### Exercise details
Copy each line of the entries that contains the word "screenshot".

### Source data
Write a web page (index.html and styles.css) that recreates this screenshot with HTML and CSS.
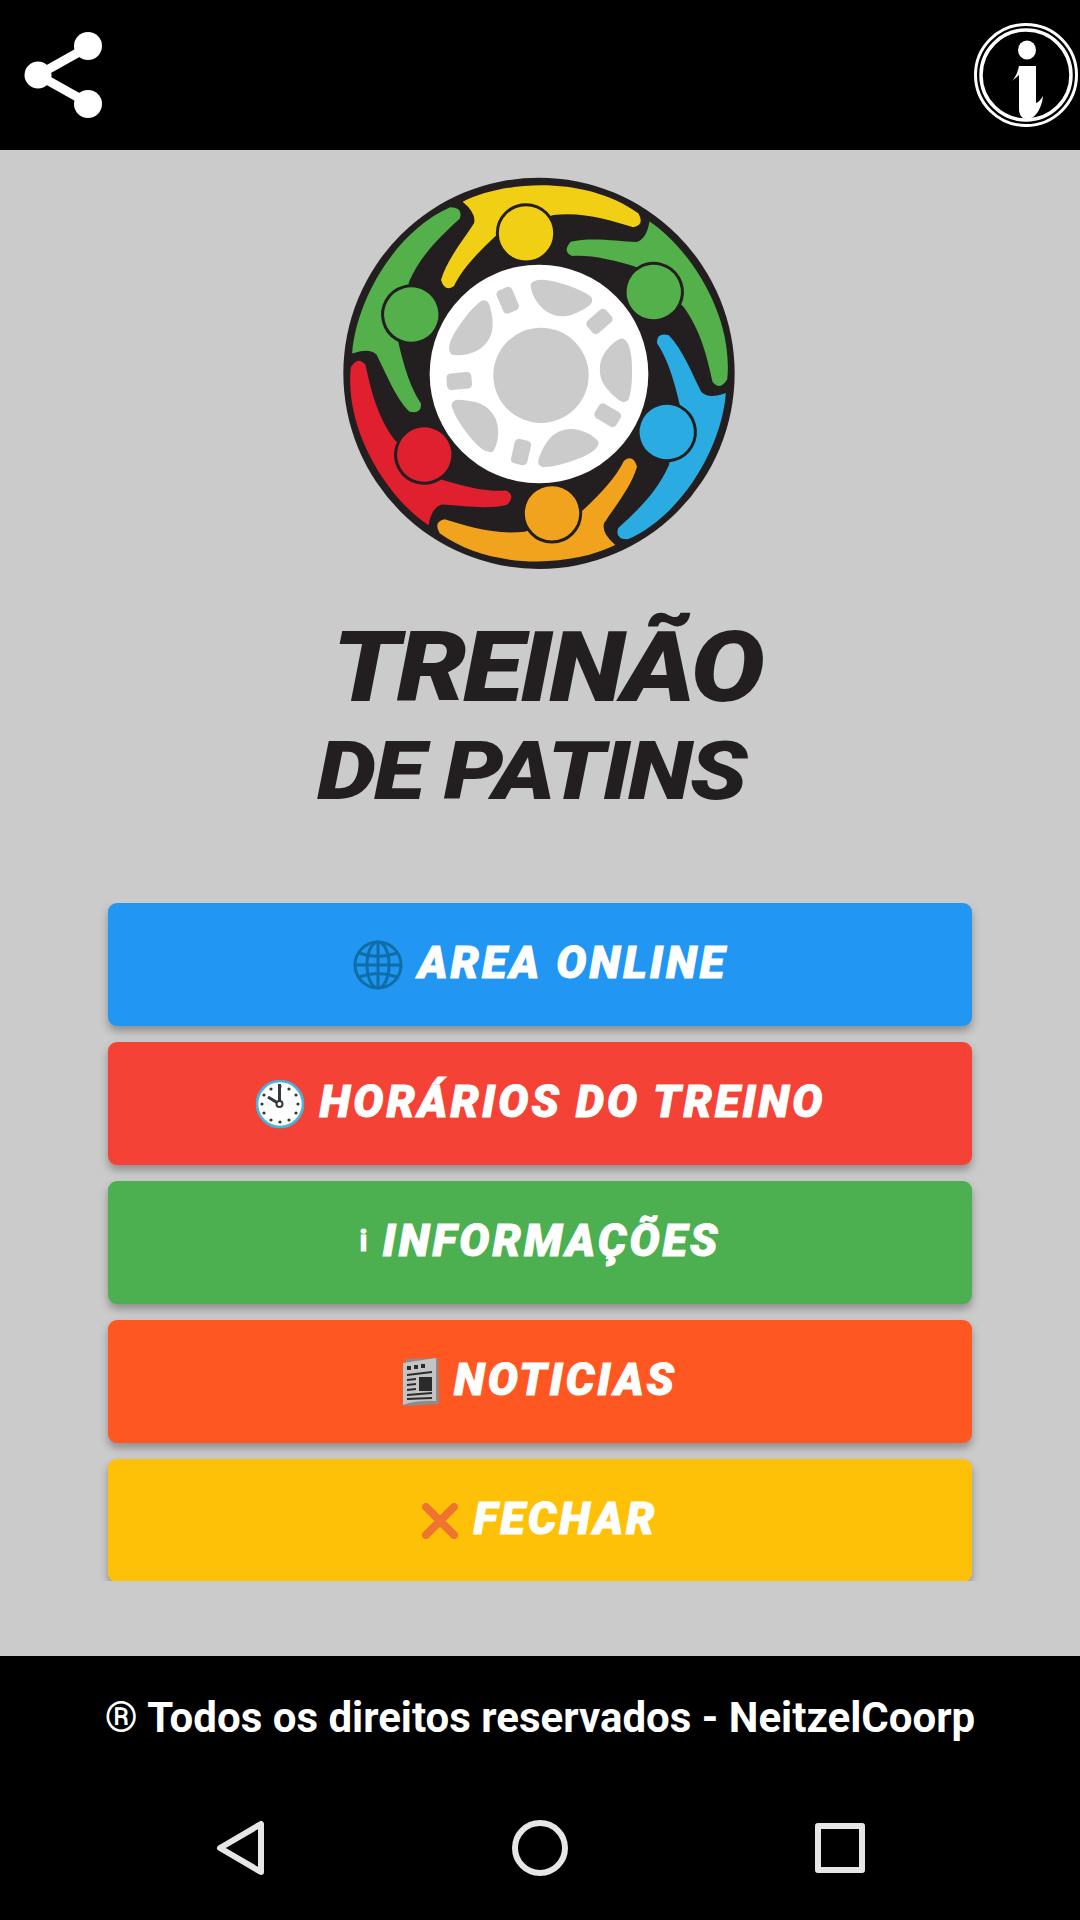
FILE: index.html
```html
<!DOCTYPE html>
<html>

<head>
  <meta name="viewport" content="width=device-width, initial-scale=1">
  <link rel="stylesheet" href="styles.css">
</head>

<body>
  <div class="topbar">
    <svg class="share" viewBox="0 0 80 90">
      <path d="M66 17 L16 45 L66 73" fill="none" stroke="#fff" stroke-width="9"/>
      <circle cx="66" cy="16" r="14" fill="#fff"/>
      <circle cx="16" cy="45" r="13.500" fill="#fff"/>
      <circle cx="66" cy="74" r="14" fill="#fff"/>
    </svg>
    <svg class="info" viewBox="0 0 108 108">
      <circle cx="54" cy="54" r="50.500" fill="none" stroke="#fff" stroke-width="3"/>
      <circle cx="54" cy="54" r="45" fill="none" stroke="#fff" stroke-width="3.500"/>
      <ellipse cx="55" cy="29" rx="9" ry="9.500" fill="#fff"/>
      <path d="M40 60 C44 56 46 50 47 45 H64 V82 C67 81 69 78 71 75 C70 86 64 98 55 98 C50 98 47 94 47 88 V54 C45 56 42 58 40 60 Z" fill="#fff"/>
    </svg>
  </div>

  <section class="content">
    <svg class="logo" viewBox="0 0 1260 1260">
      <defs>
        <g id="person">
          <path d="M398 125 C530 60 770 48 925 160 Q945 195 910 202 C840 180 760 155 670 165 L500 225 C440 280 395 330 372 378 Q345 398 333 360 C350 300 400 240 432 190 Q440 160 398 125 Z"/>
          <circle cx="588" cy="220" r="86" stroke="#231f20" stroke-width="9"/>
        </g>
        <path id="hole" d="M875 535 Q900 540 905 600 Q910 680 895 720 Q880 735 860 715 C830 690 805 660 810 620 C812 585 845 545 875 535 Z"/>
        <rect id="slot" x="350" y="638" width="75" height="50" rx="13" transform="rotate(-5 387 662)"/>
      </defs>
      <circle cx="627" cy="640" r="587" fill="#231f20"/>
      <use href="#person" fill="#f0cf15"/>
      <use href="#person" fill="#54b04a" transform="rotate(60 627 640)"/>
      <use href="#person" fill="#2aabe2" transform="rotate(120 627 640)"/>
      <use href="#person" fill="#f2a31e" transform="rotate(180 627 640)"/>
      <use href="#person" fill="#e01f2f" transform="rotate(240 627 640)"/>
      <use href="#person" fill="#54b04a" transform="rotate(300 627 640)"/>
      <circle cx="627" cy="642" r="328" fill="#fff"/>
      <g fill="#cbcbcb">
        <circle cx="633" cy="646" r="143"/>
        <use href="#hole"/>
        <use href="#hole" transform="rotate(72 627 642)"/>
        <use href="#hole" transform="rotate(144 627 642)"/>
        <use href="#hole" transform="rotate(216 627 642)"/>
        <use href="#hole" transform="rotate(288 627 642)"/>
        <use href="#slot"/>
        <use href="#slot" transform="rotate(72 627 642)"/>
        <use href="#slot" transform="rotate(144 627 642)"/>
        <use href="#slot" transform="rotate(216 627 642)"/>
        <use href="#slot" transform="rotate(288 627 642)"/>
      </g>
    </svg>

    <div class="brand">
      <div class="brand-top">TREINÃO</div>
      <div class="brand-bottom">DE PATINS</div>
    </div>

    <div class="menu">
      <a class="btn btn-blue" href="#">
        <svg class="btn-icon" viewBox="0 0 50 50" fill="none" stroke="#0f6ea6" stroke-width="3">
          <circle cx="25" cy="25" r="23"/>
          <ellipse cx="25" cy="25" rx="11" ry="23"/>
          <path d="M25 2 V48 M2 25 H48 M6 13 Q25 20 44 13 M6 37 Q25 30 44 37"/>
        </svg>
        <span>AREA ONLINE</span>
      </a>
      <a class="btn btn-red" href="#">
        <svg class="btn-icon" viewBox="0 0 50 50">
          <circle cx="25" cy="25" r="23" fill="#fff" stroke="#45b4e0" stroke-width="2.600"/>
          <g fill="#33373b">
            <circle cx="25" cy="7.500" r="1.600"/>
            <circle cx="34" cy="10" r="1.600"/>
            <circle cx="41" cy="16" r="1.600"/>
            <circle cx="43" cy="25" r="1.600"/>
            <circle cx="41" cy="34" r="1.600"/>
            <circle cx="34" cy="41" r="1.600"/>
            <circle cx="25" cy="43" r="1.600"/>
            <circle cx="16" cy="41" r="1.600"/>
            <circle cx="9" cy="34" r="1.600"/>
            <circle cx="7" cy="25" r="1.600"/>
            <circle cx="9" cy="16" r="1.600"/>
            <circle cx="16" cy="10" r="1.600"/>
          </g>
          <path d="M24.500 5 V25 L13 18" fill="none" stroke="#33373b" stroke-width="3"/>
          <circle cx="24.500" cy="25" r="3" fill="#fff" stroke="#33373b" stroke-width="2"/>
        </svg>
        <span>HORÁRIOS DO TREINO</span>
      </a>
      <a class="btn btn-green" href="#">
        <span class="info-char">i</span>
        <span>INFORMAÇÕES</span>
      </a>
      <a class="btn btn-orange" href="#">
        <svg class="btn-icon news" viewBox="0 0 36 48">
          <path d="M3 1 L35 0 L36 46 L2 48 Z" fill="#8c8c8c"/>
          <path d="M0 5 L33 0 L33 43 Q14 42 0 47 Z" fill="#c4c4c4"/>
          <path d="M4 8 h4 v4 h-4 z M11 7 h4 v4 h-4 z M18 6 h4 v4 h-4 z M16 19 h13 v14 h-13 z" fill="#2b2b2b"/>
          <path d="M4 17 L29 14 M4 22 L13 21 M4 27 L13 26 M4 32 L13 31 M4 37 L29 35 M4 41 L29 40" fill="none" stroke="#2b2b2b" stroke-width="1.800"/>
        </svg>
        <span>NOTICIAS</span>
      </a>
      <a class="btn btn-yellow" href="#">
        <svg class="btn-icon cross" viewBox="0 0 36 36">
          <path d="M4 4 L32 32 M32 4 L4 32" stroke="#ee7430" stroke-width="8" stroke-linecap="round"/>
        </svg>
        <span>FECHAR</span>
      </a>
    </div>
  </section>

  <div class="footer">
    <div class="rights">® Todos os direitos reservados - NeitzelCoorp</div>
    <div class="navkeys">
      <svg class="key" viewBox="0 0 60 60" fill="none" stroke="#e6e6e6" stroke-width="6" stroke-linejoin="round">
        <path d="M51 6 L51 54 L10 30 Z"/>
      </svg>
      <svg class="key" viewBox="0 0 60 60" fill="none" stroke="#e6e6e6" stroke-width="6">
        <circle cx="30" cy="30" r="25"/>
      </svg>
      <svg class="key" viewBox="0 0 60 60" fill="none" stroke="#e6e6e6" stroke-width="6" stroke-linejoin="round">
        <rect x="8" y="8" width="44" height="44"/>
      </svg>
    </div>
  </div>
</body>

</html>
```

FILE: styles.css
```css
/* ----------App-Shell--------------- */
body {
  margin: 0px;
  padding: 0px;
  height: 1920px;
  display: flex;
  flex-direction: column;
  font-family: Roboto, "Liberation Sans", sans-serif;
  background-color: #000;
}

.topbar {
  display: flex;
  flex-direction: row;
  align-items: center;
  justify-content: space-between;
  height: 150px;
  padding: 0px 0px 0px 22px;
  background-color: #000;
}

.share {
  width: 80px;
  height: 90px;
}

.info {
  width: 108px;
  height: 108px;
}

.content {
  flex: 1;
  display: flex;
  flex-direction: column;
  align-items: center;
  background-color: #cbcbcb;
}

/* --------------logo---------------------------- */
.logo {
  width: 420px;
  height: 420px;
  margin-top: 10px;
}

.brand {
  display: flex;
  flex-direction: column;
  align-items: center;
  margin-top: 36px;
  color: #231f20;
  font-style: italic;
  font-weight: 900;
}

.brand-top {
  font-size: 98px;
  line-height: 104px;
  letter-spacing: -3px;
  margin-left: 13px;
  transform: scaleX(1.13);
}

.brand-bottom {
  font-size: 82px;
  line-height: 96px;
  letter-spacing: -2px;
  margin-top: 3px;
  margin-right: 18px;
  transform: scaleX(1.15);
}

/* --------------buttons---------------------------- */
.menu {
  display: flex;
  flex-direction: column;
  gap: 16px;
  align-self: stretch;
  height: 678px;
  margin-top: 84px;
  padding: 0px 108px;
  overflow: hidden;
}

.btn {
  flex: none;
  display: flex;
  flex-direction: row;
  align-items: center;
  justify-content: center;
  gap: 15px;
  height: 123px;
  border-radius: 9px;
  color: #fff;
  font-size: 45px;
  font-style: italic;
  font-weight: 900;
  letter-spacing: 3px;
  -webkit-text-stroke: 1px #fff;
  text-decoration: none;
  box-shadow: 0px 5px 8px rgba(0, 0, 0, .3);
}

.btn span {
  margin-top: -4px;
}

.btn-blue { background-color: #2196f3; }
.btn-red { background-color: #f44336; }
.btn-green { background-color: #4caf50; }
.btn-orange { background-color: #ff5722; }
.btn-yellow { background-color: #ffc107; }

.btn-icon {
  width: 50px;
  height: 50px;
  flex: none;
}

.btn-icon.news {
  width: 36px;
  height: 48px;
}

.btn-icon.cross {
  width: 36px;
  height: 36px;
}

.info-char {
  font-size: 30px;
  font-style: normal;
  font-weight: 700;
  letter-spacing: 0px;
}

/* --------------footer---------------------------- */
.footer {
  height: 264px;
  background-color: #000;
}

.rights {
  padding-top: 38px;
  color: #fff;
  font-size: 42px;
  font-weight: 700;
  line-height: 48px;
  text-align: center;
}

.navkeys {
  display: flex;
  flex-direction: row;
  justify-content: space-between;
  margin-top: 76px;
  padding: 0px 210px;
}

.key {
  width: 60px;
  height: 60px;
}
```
==
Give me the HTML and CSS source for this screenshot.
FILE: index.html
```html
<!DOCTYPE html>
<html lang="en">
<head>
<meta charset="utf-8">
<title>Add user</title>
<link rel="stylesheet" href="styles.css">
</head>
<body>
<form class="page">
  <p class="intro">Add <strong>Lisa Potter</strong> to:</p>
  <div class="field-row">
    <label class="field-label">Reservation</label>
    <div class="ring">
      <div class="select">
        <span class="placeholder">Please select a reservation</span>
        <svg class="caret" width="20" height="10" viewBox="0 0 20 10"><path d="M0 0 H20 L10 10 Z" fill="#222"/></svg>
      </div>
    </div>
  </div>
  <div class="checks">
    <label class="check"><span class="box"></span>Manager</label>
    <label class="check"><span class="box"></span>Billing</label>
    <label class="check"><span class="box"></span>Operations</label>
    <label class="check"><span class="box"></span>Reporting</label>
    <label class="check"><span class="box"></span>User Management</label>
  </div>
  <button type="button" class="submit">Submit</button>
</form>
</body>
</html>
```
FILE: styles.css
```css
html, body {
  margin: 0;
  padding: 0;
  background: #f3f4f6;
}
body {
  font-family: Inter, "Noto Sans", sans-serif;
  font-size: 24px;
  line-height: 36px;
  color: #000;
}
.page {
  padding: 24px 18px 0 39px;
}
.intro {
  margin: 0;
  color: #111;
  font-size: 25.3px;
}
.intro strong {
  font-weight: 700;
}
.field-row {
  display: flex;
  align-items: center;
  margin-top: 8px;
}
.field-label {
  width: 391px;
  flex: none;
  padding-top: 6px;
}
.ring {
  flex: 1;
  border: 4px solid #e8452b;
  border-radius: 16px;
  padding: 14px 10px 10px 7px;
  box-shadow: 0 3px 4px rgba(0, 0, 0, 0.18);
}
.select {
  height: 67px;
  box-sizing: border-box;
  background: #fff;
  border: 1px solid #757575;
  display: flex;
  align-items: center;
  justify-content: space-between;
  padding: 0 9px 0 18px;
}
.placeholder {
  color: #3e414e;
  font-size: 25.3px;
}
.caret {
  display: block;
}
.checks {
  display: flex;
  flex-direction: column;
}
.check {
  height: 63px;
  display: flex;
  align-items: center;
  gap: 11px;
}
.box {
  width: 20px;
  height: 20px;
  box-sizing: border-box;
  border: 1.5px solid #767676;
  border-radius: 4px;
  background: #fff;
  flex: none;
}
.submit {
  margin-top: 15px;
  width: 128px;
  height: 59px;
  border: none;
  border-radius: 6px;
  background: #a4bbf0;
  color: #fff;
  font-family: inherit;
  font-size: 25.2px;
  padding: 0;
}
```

### Reply to the exercise
Write a web page (index.html and styles.css) that recreates this screenshot with HTML and CSS.
Give me the HTML and CSS source for this screenshot.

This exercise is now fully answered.